BW #131: Canadian border crossings

Administrative note: We'll be holding Pandas office hours on Thursday at 6 p.m. in Israel, which is 11 a.m. Eastern. This sessions is open to all paid subscribers (thanks for your support!) and also subscribers to my LernerPython+data program. Sorry for the short notice; I'll send Zoom information a few hours before it's slated to begin. Please do come, and bring your Pandas questions with you!

One of the cornerstones of US Donald Trump's presidential campaign in 2024 was his promise to reduce immigration. He especially promised to deport a large number of people staying in the United States illegally. He seems to be making good on his promise, with large numbers of arrests and deportations taking place on a regular basis.
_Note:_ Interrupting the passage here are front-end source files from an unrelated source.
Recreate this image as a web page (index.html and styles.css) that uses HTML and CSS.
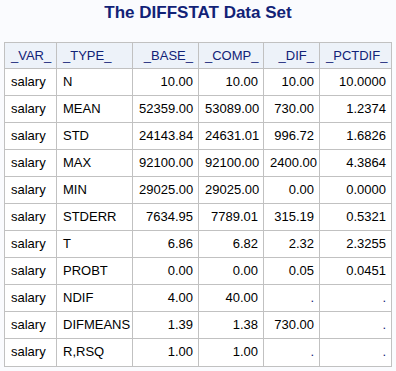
FILE: index.html
```html
<!DOCTYPE html>
<html>
<head>
<meta charset="utf-8">
<link rel="stylesheet" href="styles.css">
</head>
<body>
<div class="title">The DIFFSTAT Data Set</div>
<table class="data">
<colgroup>
<col class="c1"><col class="c2"><col class="c3"><col class="c4"><col class="c5"><col class="c6">
</colgroup>
<thead>
<tr><th class="l">_VAR_</th><th class="l">_TYPE_</th><th>_BASE_</th><th>_COMP_</th><th>_DIF_</th><th>_PCTDIF_</th></tr>
</thead>
<tbody>
<tr><td class="l">salary</td><td class="l">N</td><td>10.00</td><td>10.00</td><td>10.00</td><td>10.0000</td></tr>
<tr><td class="l">salary</td><td class="l">MEAN</td><td>52359.00</td><td>53089.00</td><td>730.00</td><td>1.2374</td></tr>
<tr><td class="l">salary</td><td class="l">STD</td><td>24143.84</td><td>24631.01</td><td>996.72</td><td>1.6826</td></tr>
<tr><td class="l">salary</td><td class="l">MAX</td><td>92100.00</td><td>92100.00</td><td>2400.00</td><td>4.3864</td></tr>
<tr><td class="l">salary</td><td class="l">MIN</td><td>29025.00</td><td>29025.00</td><td>0.00</td><td>0.0000</td></tr>
<tr><td class="l">salary</td><td class="l">STDERR</td><td>7634.95</td><td>7789.01</td><td>315.19</td><td>0.5321</td></tr>
<tr><td class="l">salary</td><td class="l">T</td><td>6.86</td><td>6.82</td><td>2.32</td><td>2.3255</td></tr>
<tr><td class="l">salary</td><td class="l">PROBT</td><td>0.00</td><td>0.00</td><td>0.05</td><td>0.0451</td></tr>
<tr><td class="l">salary</td><td class="l">NDIF</td><td>4.00</td><td>40.00</td><td class="miss">.</td><td class="miss">.</td></tr>
<tr><td class="l">salary</td><td class="l">DIFMEANS</td><td>1.39</td><td>1.38</td><td>730.00</td><td class="miss">.</td></tr>
<tr><td class="l">salary</td><td class="l">R,RSQ</td><td>1.00</td><td>1.00</td><td class="miss">.</td><td class="miss">.</td></tr>
</tbody>
</table>
</body>
</html>
```
FILE: styles.css
```css
html, body {
  margin: 0;
  padding: 0;
  background: #fafbfe;
  font-family: "Liberation Sans", Arial, sans-serif;
}
.title {
  height: 26px;
  line-height: 26px;
  margin-bottom: 16px;
  text-align: center;
  font-weight: bold;
  font-size: 17px;
  color: #112277;
}
.data {
  margin-left: 4px;
  border-collapse: collapse;
  table-layout: fixed;
  width: 387px;
  border: 1px solid #c1c1c1;
  font-size: 13px;
}
.c1 { width: 52px; }
.c2 { width: 76px; }
.c3 { width: 66px; }
.c4 { width: 65px; }
.c5 { width: 56px; }
.c6 { width: 72px; }
.data th, .data td {
  border: 1px solid #c1c1c1;
  padding: 5px 5px 5px 6px;
  line-height: 16px;
  height: 16px;
  text-align: right;
  white-space: nowrap;
}
.data th {
  background: #edf2f9;
  color: #112277;
  font-weight: normal;
  padding-bottom: 4px;
}
.data td {
  background: #ffffff;
  color: #000000;
}
.data tbody tr:last-child td {
  padding-bottom: 6px;
}
.data .l {
  text-align: left;
}
.data .miss {
  color: #112277;
}
```
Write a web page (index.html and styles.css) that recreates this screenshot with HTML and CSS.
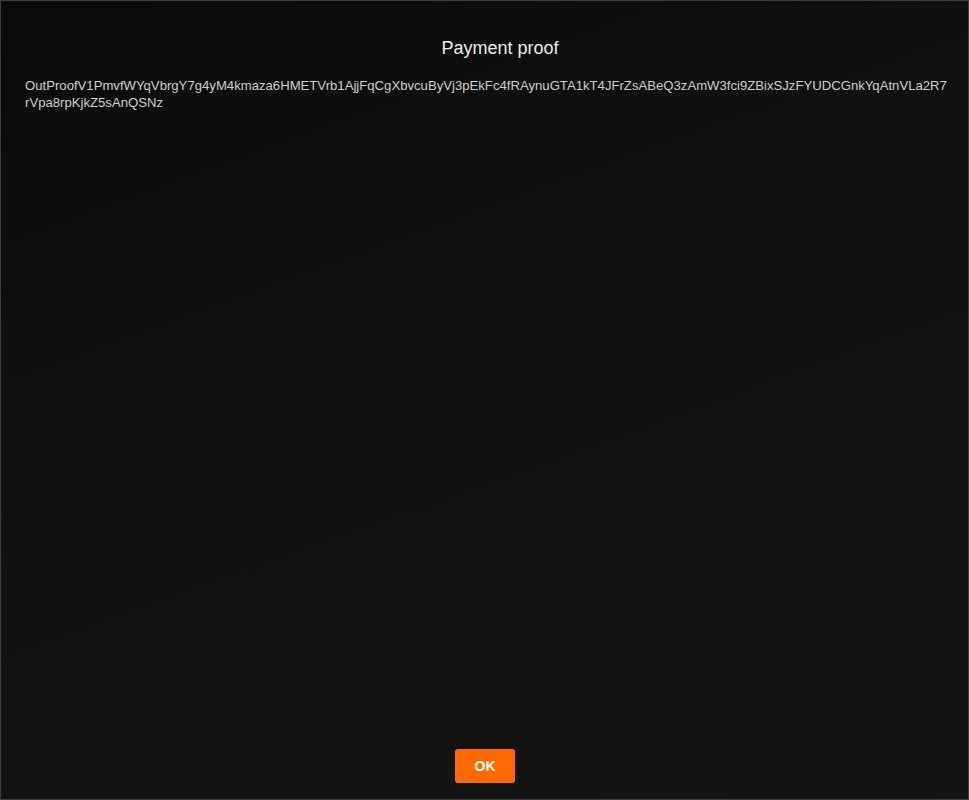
FILE: index.html
```html
<!DOCTYPE html>
<html>
<head>
<meta charset="utf-8">
<link rel="stylesheet" href="styles.css">
</head>
<body>
<div class="dialog">
  <h1 class="title">Payment proof</h1>
  <div class="proof">OutProofV1PmvfWYqVbrgY7g4yM4kmaza6HMETVrb1AjjFqCgXbvcuByVj3pEkFc4fRAynuGTA1kT4JFrZsABeQ3zAmW3fci9ZBixSJzFYUDCGnkYqAtnVLa2R7rVpa8rpKjkZ5sAnQSNz</div>
  <div class="actions">
    <button class="ok">OK</button>
  </div>
</div>
</body>
</html>
```
FILE: styles.css
```css
html, body {
  margin: 0;
  padding: 0;
  background: #0e0e0e;
}
.dialog {
  box-sizing: border-box;
  width: 969px;
  height: 800px;
  border: 1px solid #3d3d3d;
  background: linear-gradient(160deg, #0a0a0a 0%, #111111 45%, #141414 100%);
  display: flex;
  flex-direction: column;
  padding: 0 20px 16px 24px;
  font-family: "Liberation Sans", Arial, sans-serif;
}
.title {
  margin: 37px 0 0 27px;
  font-size: 18px;
  font-weight: normal;
  color: #ececec;
  text-align: center;
  line-height: 20px;
}
.proof {
  margin-top: 19px;
  font-size: 13.15px;
  line-height: 17px;
  color: #cfcfcf;
  word-break: break-all;
}
.actions {
  margin-top: auto;
  display: flex;
  justify-content: center;
}
.ok {
  width: 60px;
  height: 34px;
  border: none;
  border-radius: 3px;
  background: #ff6a00;
  color: #ffffff;
  font-family: "Liberation Sans", Arial, sans-serif;
  font-weight: bold;
  font-size: 14px;
  padding: 0;
  margin-left: -3px;
}
```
However, many of the people arrested and deported aren't vicious criminals, or even criminals at all. Many of them, it turns out, are legally staying in the United States, and some are even US citizens. There have been numerous stories of non-Americans legally living in the United States who have been arrested, detained, or even deported.

Needless to say, many foreigners are thinking twice about visiting the US. At PyCon US this May, I heard that more than 300 people canceled their plans to attend because they were nervous about entering the United States.

For years, one group of travelers reliably visited the United States on a regular basis: Canadians. With the world's longest undefended border, a history of friendly relations, and a common language, it seems natural that Canadians would want to visit attractions in the United States.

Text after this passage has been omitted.